What the rule change actually does
The headline is simple: the previous threshold that required sole property owners to buy a property above a set minimum price to qualify for the two-year investor visa has been removed. At the same time, Dubai has eased the conditions for those who hold property jointly, widening the pool of people who can apply.
Key points of the update:
- Minimum property value for sole owners removed. No cap now on which sole-owned properties are eligible, provided other conditions are met.
- Joint ownership rules are relaxed, making it easier for shared-title investors to qualify.
- Properties must be located in Dubai; assets in other emirates or in DIFC are not eligible.
- The broader two-year property investor visa continues to be renewable and processed via the General Directorate of Residency and Foreigners Affairs in coordination with the Dubai Land Department.
This is a material change. It lowers an entry barrier while still enforcing checks around title, identity, and finance.
The paperwork: what applicants must provide
If you plan to use a Dubai purchase to secure residency, you must compile a standard set of documents. The Cube Centre guidance lists these requirements precisely, and there is little room for creative interpretation.
Applicants must supply:
- Title deed of a Dubai-based property (properties in other emirates or DIFC are not eligible)
- Valid passport copy (minimum 6 months validity)

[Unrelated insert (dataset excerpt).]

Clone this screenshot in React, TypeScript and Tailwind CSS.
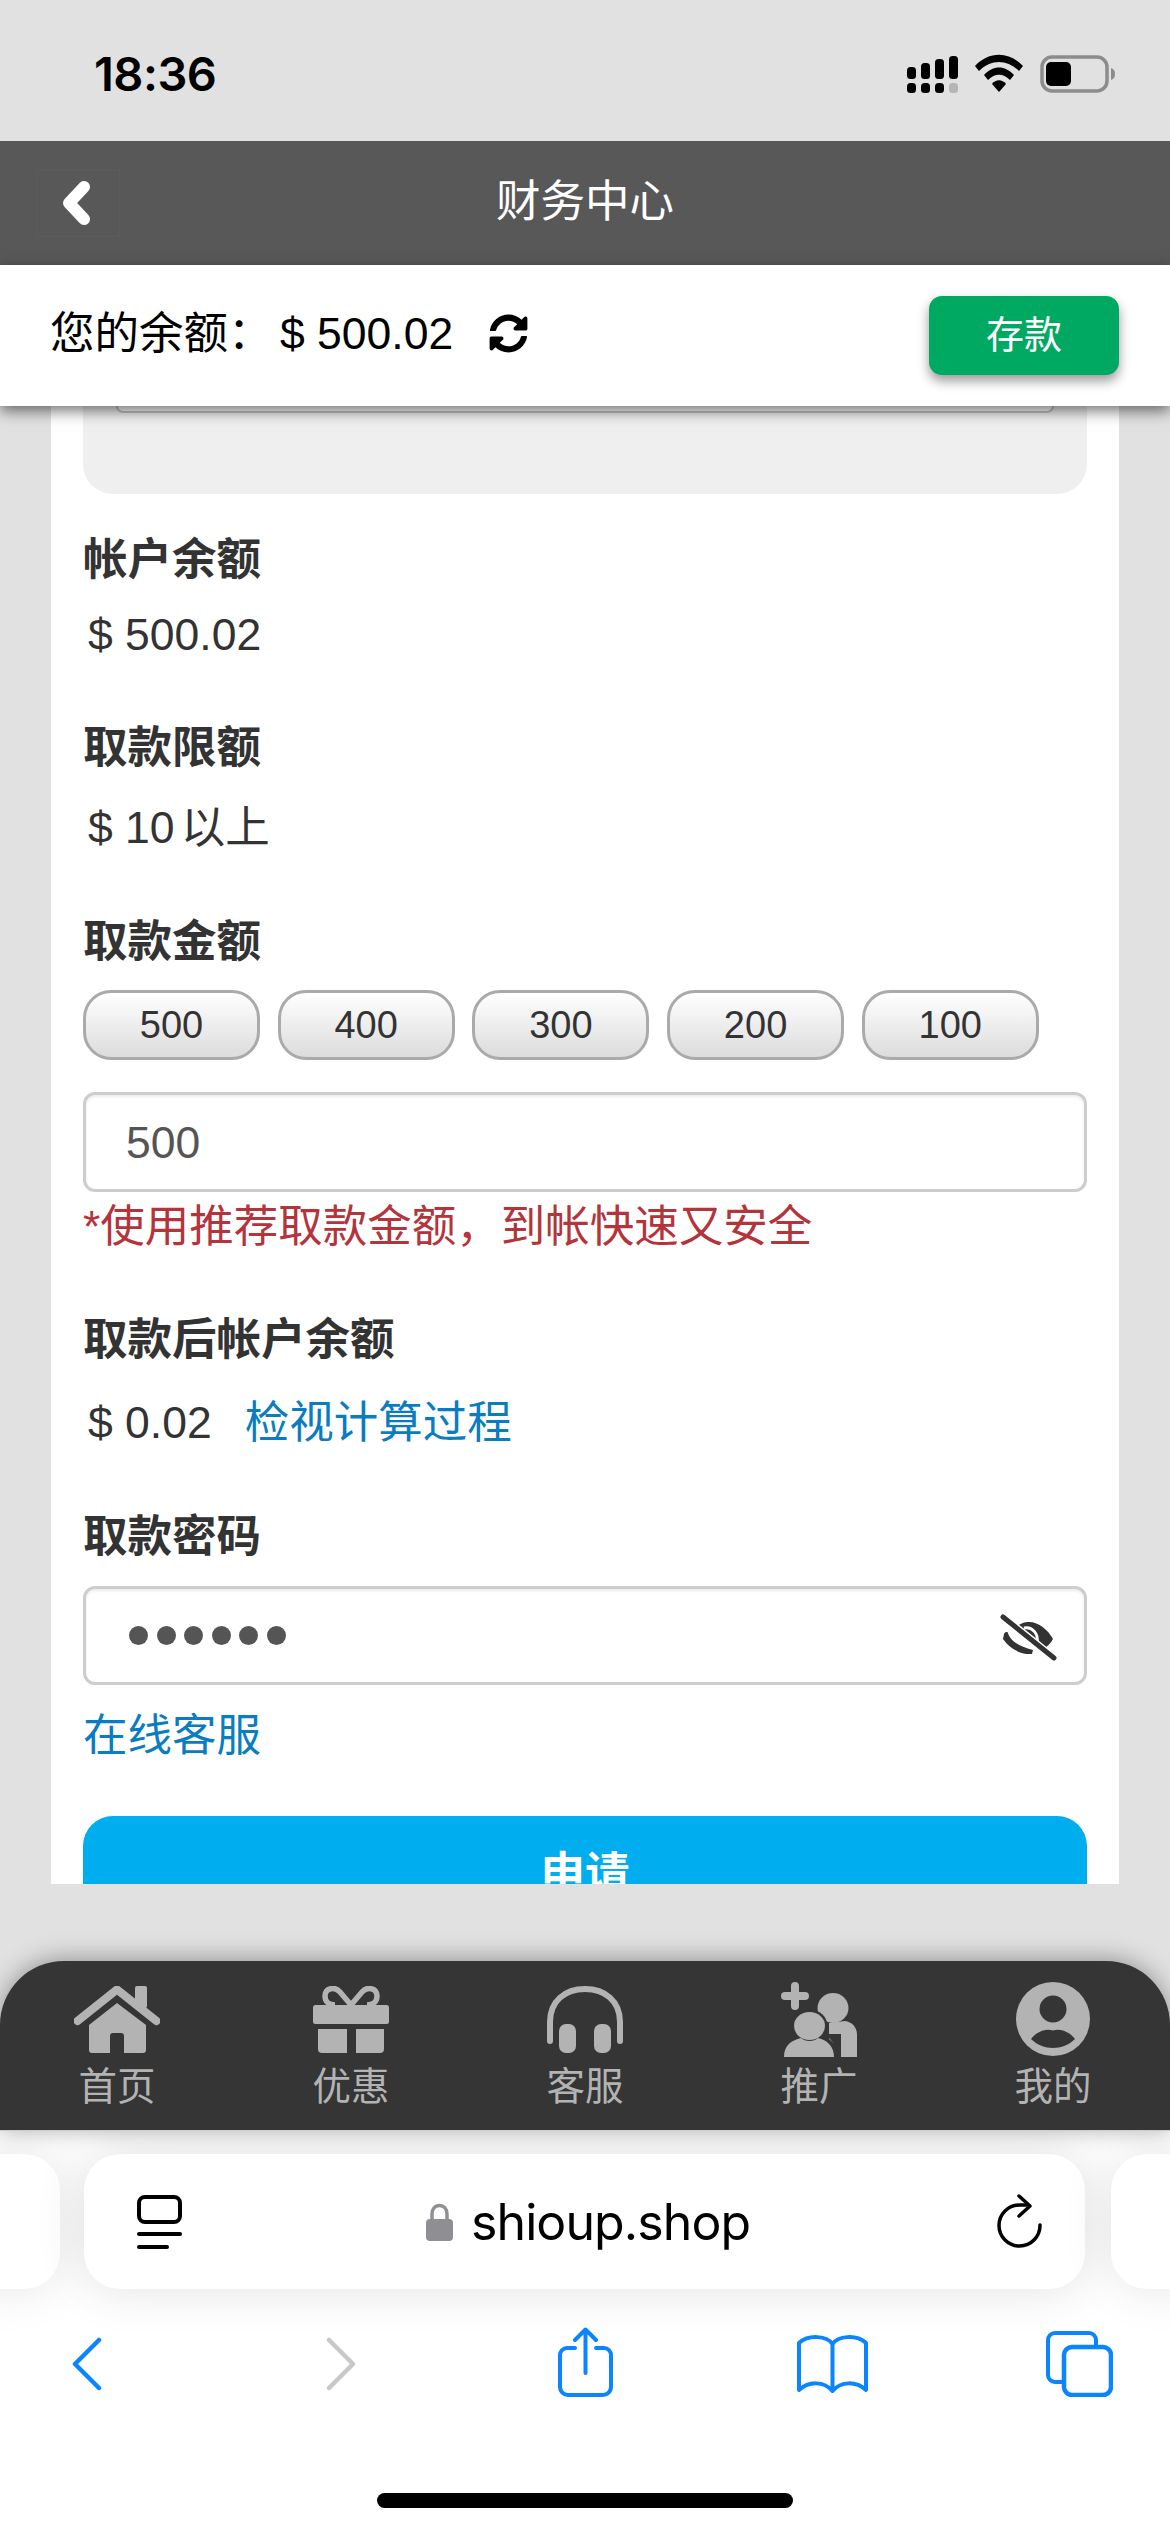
import React from "react";
import { FaSyncAlt } from "react-icons/fa";

const Label = ({ className, children }: { className: string; children: React.ReactNode }) => (
  <div className={`h-[60px] text-[44.5px] leading-[63px] font-bold text-[#333] ${className}`}>{children}</div>
);
const Value = ({ className, children }: { className: string; children: React.ReactNode }) => (
  <div className={`h-[60px] pl-[5px] text-[44.5px] leading-[63px] text-[#333] ${className}`}>{children}</div>
);

const SignalWifiBattery = () => (
  <svg width="212" height="40" viewBox="905 54 212 40">
    <g fill="#000">
      <rect x="907" y="67" width="9" height="12" rx="3.5" />
      <rect x="921" y="63" width="9" height="16" rx="3.5" />
      <rect x="935" y="59" width="9" height="20" rx="3.5" />
      <rect x="949" y="56" width="9" height="23" rx="3.5" />
      <rect x="907" y="83" width="9" height="10" rx="3.5" />
      <rect x="921" y="83" width="9" height="10" rx="3.5" />
      <rect x="935" y="83" width="9" height="10" rx="3.5" />
    </g>
    <rect x="949" y="83" width="9" height="10" rx="3.5" fill="#b5b5b5" />
    <path d="M975 66 C989 51 1009 51 1023 66 L1019 71 C1007 59 991 59 979 71 Z" fill="#000" />
    <path d="M984 75 C993 65 1005 65 1014 75 L1010 80 C1003 73 995 73 988 80 Z" fill="#000" />
    <path d="M992 84 C996 79 1002 79 1006 84 L999 92 Z" fill="#000" />
    <rect x="1042" y="57" width="65" height="34" rx="10" fill="none" stroke="#8c8c8c" strokeWidth="3.5" />
    <rect x="1046" y="62" width="25" height="24" rx="5" fill="#000" />
    <path d="M1111 68 C1114 69 1115 71 1115 74 C1115 77 1114 79 1111 80 Z" fill="#8c8c8c" />
  </svg>
);

const Home = () => (
  <svg width="86" height="67" viewBox="0 0 86 67" fill="#b3b3b3">
    <rect x="61" y="0" width="12" height="22" rx="2" />
    <path d="M3.5 35 L43 3.5 L82.5 35" fill="none" stroke="#b3b3b3" strokeWidth="8" strokeLinecap="round" strokeLinejoin="round" />
    <path d="M15 39 L43 17 L72 39 V64 a3 3 0 0 1 -3 3 H50 V50 a3 3 0 0 0 -3 -3 H39 a3 3 0 0 0 -3 3 V67 H18 a3 3 0 0 1 -3 -3 Z" />
  </svg>
);
const Gift = () => (
  <svg width="76" height="67" viewBox="0 0 76 67" fill="#b3b3b3">
    <path d="M38 19 L27 6 C22 0 12 2 12 10 C12 15 15 19 22 19 M38 19 L49 6 C54 0 64 2 64 10 C64 15 61 19 54 19" fill="none" stroke="#b3b3b3" strokeWidth="5.5" />
    <rect x="0" y="19" width="76" height="19" rx="2.5" />
    <path d="M5 43 H34 V67 H9 a4 4 0 0 1 -4 -4 Z" />
    <path d="M43 43 H71 V63 a4 4 0 0 1 -4 4 H43 Z" />
  </svg>
);
const Headset = () => (
  <svg width="76" height="67" viewBox="0 0 76 67" fill="#b3b3b3">
    <path d="M3 55 V36 C3 15 18 3 38 3 C58 3 73 15 73 36 V55" fill="none" stroke="#b3b3b3" strokeWidth="6" strokeLinecap="round" />
    <rect x="12" y="38" width="17" height="29" rx="7" />
    <rect x="47" y="38" width="17" height="29" rx="7" />
  </svg>
);
const Promote = () => (
  <svg width="76" height="75" viewBox="0 0 76 75" fill="#b3b3b3">
    <path d="M4 14 H24 M14 4 V24" fill="none" stroke="#b3b3b3" strokeWidth="8" strokeLinecap="round" />
    <ellipse cx="52" cy="26" rx="15.5" ry="15" />
    <path d="M58 75 C57 68 54 61 48 57 L48 41 L64 39 C71 40 76 45 76 53 V75 Z" />
    <ellipse cx="28.5" cy="44" rx="18" ry="16.5" fill="#353535" />
    <path d="M42 52 C53 58 56 66 56 75 H60 V52 Z" fill="#353535" />
    <ellipse cx="28.5" cy="44" rx="15.5" ry="14" />
    <path d="M3 75 C3 63 11 58 20 56 C24 60 33 60 37 56 C46 58 53 64 53 75 Z" />
  </svg>
);
const Me = () => (
  <svg width="74" height="74" viewBox="0 0 74 74">
    <ellipse cx="37" cy="37" rx="37" ry="37" fill="#b3b3b3" />
    <ellipse cx="37" cy="27" rx="13.5" ry="13.5" fill="#353535" />
    <path d="M15 57 C20 50 30 46 37 48.5 C44 46 54 50 59 57 C53 63 45 66 37 66 C29 66 21 63 15 57 Z" fill="#353535" />
  </svg>
);

const navItems = [
  { label: "首页", icon: <Home /> },
  { label: "优惠", icon: <Gift /> },
  { label: "客服", icon: <Headset /> },
  { label: "推广", icon: <Promote /> },
  { label: "我的", icon: <Me /> },
];

export default function App() {
  return (
    <div className="w-[1170px] h-[2532px] overflow-hidden bg-[#e1e1e1] flex flex-col font-['Liberation_Sans','Noto_Sans_CJK_SC',sans-serif]">
      {/* status bar */}
      <div className="h-[141px] shrink-0 flex justify-between pl-[94px] pr-[53px] pt-[54px]">
        <div className="font-['Inter',sans-serif] font-semibold text-[47px] leading-[40px] tracking-[-0.5px] text-black">18:36</div>
        <SignalWifiBattery />
      </div>

      {/* header */}
      <div className="h-[124px] shrink-0 bg-[#585858] grid grid-cols-[1fr_auto_1fr] items-center">
        <div className="pl-[36px]">
          <div className="w-[84px] h-[67px] border border-[#5c5c5c] flex items-center pl-[26px]">
            <svg width="28" height="44" viewBox="0 0 28 44">
              <path d="M21 6 L6 22 L21 38" fill="none" stroke="#fff" strokeWidth="12" strokeLinecap="round" strokeLinejoin="round" />
            </svg>
          </div>
        </div>
        <div className="text-[44.5px] leading-[60px] text-white -mt-[2px]">财务中心</div>
        <div />
      </div>

      {/* balance bar */}
      <div className="relative z-10 h-[141px] shrink-0 bg-white flex items-center justify-between pl-[50px] pr-[51px] shadow-[0_5px_14px_rgba(0,0,0,0.55)]">
        <div className="flex items-center -mt-[4px] text-[44.5px] leading-[60px] text-black">
          <span className="w-[230px]">您的余额：</span>
          <span>$ 500.02</span>
          <FaSyncAlt className="ml-[36px] w-[39px] h-[39px] text-black" />
        </div>
        <div className="w-[190px] h-[79px] rounded-[13px] bg-[#00a962] flex items-center justify-center text-[38px] text-white shadow-[0_6px_12px_rgba(0,0,0,0.4)]">
          存款
        </div>
      </div>

      {/* scrolling content */}
      <div className="h-[1478px] shrink-0 overflow-hidden">
        <div className="mx-[51px] bg-white px-[32px]">
          <div className="h-[88px] bg-[#efefef] rounded-b-[30px] px-[33px]">
            <div className="h-[7px] bg-white border-x-2 border-b-2 border-[#c4c4c4] rounded-b-[10px]" />
          </div>

          <Label className="mt-[34px]">帐户余额</Label>
          <Value className="mt-[15px]">$ 500.02</Value>
          <Label className="mt-[53px]">取款限额</Label>
          <Value className="mt-[20px]">
            $ 10<span className="ml-[6px]">以上</span>
          </Value>
          <Label className="mt-[54px]">取款金额</Label>

          <div className="mt-[20px] flex gap-[17.7px]">
            {["500", "400", "300", "200", "100"].map((v) => (
              <div
                key={v}
                className="w-[177px] h-[70px] rounded-[28px] border-[3px] border-[#aaa] bg-gradient-to-b from-white to-[#dcdcdc] flex items-center justify-center text-[38px] text-[#333]"
              >
                {v}
              </div>
            ))}
          </div>

          <div className="mt-[32px] h-[100px] rounded-[12px] border-[3px] border-[#cdcdcd] bg-white shadow-[inset_0_2px_3px_rgba(0,0,0,0.08)] flex items-center pl-[40px] pt-[2px] text-[44.5px] text-[#555]">
            500
          </div>
          <div className="mt-[8px] h-[50px] text-[44.5px] leading-[53px] text-[#b5333b]">*使用推荐取款金额，到帐快速又安全</div>

          <Label className="mt-[58px]">取款后帐户余额</Label>
          <Value className="mt-[23px] flex">
            <span>$ 0.02</span>
            <span className="ml-[33px] text-[#0a7cc0]">检视计算过程</span>
          </Value>
          <Label className="mt-[54px]">取款密码</Label>

          <div className="mt-[21px] h-[99px] rounded-[12px] border-[3px] border-[#cdcdcd] bg-white shadow-[inset_0_2px_3px_rgba(0,0,0,0.08)] flex items-center justify-between pl-[43px] pr-[25px]">
            <div className="flex gap-[8.5px]">
              {[0, 1, 2, 3, 4, 5].map((i) => (
                <div key={i} className="w-[19px] h-[19px] rounded-full bg-[#555]" />
              ))}
            </div>
            <svg width="60" height="48" viewBox="0 0 60 48" className="mt-[4px]">
              <path d="M17 13 C22 9 26 8 30 8 C40 8 49 16 54 25 C52 29 48 33 44 35 Z" fill="#333" />
              <path d="M25 14 C33 12 40 20 38 29" fill="none" stroke="#fff" strokeWidth="3" />
              <path d="M5 20 C6 18 7 18 8.5 18 C11 26 18 32 34 36 L33 40 C22 41 11 35 4 25 Z" fill="#333" />
              <path d="M4 3 L55 44" fill="none" stroke="#fff" strokeWidth="8" />
              <path d="M4 3 L55 44" fill="none" stroke="#333" strokeWidth="5" strokeLinecap="round" />
            </svg>
          </div>

          <div className="mt-[19px] h-[60px] text-[44.5px] leading-[63px] text-[#0a7cc0]">在线客服</div>

          <div className="mt-[52px] h-[116px] rounded-[30px] bg-[#00aeef] flex items-center justify-center text-[44.5px] font-bold text-white">
            申请
          </div>
        </div>
      </div>

      <div className="h-[77px] shrink-0" />

      {/* bottom nav */}
      <div className="relative z-10 h-[170px] shrink-0 rounded-t-[64px] bg-[#353535] border-b border-[#cccccc] grid grid-cols-5 pt-[20px] shadow-[0_-2px_24px_rgba(0,0,0,0.35)]">
        {navItems.map((n) => (
          <div key={n.label} className="flex flex-col items-center">
            <div className="h-[76px] flex items-center justify-center">{n.icon}</div>
            <div className="mt-[10px] text-[38.5px] leading-[40px] text-[#b3b3b3]">{n.label}</div>
          </div>
        ))}
      </div>

      {/* browser chrome */}
      <div className="flex-1 bg-white overflow-hidden">
        <div className="mt-[23px] flex">
          <div className="w-[100px] -ml-[40px] h-[135px] shrink-0 rounded-[36px] bg-white shadow-[0_0_50px_rgba(0,0,0,0.1)]" />
          <div className="ml-[24px] w-[1001px] h-[135px] shrink-0 rounded-[36px] bg-white shadow-[0_0_50px_rgba(0,0,0,0.12)] flex items-center pl-[53px] pr-[42px]">
            <svg width="45" height="54" viewBox="0 0 45 54" className="shrink-0">
              <rect x="2" y="2" width="41" height="25" rx="6" fill="none" stroke="#000" strokeWidth="4" />
              <path d="M2 39 H43 M2 52 H30" stroke="#000" strokeWidth="4" strokeLinecap="round" />
            </svg>
            <div className="ml-[244px] flex items-center">
              <svg width="27" height="38" viewBox="0 0 27 38" className="shrink-0">
                <path d="M6 18 V11 C6 6 9 2.5 13.5 2.5 C18 2.5 21 6 21 11 V18" fill="none" stroke="#8e8e93" strokeWidth="3.5" />
                <rect x="0" y="16" width="27" height="22" rx="4" fill="#8e8e93" />
              </svg>
              <span className="ml-[18px] font-['Inter',sans-serif] text-[50px] leading-[60px] tracking-[-0.9px] text-black">shioup.shop</span>
            </div>
            <svg width="46" height="56" viewBox="0 0 46 56" className="ml-auto">
              <path d="M43 31 A20.5 20.5 0 1 1 23 11 H30" fill="none" stroke="#000" strokeWidth="3.5" strokeLinecap="round" />
              <path d="M22 2 L33 12 L22 22" fill="none" stroke="#000" strokeWidth="3.5" strokeLinecap="round" strokeLinejoin="round" />
            </svg>
          </div>
          <div className="ml-[26px] w-[100px] h-[135px] shrink-0 rounded-[36px] bg-white shadow-[0_0_50px_rgba(0,0,0,0.1)]" />
        </div>

        <div className="relative mt-[38px] flex items-start pl-[71px]">
          <svg width="31" height="54" viewBox="0 0 31 54" className="mt-[10px] shrink-0">
            <path d="M28 3 L4 27 L28 51" fill="none" stroke="#0a84ff" strokeWidth="4.5" strokeLinecap="round" strokeLinejoin="round" />
          </svg>
          <svg width="31" height="54" viewBox="0 0 31 54" className="ml-[224px] mt-[10px] shrink-0">
            <path d="M3 3 L27 27 L3 51" fill="none" stroke="#c8c8c8" strokeWidth="4.5" strokeLinecap="round" strokeLinejoin="round" />
          </svg>
          <svg width="55" height="70" viewBox="0 0 55 70" className="ml-[201px] shrink-0">
            <path d="M17 21 H9 a7 7 0 0 0 -7 7 V60 a8 8 0 0 0 8 8 H45 a8 8 0 0 0 8 -8 V28 a7 7 0 0 0 -7 -7 H38" fill="none" stroke="#0a84ff" strokeWidth="4" strokeLinecap="round" />
            <path d="M27.5 46 V3 M17 13 L27.5 2.5 L38 13" fill="none" stroke="#0a84ff" strokeWidth="4" strokeLinecap="round" strokeLinejoin="round" />
          </svg>
          <svg width="71" height="59" viewBox="0 0 71 59" className="ml-[184px] mt-[7px] shrink-0">
            <path d="M35.5 10 C30 2 12 0 2 9 V56 C12 47 27 47 35.5 57 C44 47 59 47 69 56 V9 C59 0 41 2 35.5 10 Z M35.5 10 V57" fill="none" stroke="#0a84ff" strokeWidth="4" strokeLinecap="round" strokeLinejoin="round" />
          </svg>
          <svg width="67" height="66" viewBox="0 0 67 66" className="ml-[178px] mt-[4px] shrink-0">
            <path d="M18 51 H9 a7 7 0 0 1 -7 -7 V9 a7 7 0 0 1 7 -7 H43 a7 7 0 0 1 7 7 V16" fill="none" stroke="#0a84ff" strokeWidth="4" />
            <rect x="18" y="16" width="47" height="48" rx="8" fill="none" stroke="#0a84ff" strokeWidth="4.5" />
          </svg>
        </div>

        <div className="mt-[96px] ml-[377px] w-[416px] h-[15px] rounded-full bg-black" />
      </div>
    </div>
  );
}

- Emirates ID (if applicable)
- A digital photograph meeting official specifications
- Valid UAE health insurance (mandatory)
- Good conduct certificate issued by Dubai Police
- National ID for applicants from Iran, Pakistan, Iraq, Libya, and Afghanistan
- Matching name across passport and title deed
For mortgaged properties or purchases on instalment plans you must also provide a bank or developer NOC showing payment status, outstanding balance and mortgage details. For completed properties there is a financial threshold to prove seriousness: applicants need to show at least 50% payment or a minimum contribution of AED 375,000.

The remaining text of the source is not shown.